— Start COLLECTED MATERIAL —
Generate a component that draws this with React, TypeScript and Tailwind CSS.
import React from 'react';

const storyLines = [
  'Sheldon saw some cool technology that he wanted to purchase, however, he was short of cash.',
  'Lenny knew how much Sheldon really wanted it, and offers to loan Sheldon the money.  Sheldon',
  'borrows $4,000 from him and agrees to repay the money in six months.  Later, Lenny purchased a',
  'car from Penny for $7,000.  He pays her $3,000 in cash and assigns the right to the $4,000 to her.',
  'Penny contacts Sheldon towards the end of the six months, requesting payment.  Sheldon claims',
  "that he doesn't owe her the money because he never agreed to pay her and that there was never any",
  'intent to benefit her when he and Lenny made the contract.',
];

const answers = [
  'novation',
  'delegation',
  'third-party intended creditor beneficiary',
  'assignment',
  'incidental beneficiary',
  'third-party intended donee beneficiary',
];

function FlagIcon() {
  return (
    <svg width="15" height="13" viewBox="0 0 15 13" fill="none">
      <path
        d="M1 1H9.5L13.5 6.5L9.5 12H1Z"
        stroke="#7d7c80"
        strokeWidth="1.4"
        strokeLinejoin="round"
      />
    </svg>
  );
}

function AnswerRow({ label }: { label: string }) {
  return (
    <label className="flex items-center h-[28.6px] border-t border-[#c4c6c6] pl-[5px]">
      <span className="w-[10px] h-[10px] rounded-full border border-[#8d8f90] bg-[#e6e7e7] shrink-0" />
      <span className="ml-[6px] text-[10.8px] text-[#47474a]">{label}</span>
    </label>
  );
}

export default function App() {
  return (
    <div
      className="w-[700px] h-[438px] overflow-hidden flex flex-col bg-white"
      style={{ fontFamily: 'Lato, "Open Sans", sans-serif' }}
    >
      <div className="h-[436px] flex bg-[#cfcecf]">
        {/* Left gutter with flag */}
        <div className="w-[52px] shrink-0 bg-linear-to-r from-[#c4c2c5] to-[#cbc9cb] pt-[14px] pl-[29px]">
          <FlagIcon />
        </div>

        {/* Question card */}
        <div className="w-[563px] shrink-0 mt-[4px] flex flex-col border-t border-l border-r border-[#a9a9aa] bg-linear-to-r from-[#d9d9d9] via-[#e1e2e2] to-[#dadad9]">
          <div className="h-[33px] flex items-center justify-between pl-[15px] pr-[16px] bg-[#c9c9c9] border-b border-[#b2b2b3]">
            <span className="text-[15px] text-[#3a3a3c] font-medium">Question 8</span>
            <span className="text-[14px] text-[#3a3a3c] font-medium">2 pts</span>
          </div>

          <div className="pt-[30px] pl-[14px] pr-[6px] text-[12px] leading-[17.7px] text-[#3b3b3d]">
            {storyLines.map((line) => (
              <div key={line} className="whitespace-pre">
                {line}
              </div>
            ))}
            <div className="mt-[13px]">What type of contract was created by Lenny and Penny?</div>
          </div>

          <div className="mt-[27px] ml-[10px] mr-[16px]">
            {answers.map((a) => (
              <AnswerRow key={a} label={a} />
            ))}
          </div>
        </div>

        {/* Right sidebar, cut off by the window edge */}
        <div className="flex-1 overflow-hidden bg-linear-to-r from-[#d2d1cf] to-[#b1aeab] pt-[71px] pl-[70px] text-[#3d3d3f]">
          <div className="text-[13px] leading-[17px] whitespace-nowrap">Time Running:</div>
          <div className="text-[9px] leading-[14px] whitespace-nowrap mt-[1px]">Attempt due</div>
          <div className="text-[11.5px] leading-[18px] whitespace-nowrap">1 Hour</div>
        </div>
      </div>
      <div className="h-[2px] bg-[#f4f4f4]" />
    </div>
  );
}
— End COLLECTED MATERIAL —
WHAT YOU NEED TO DO:
Copy all lines from the listing that contain "React".

RESULT OF THE TASK:
Generate a component that draws this with React, TypeScript and Tailwind CSS.
import React from 'react';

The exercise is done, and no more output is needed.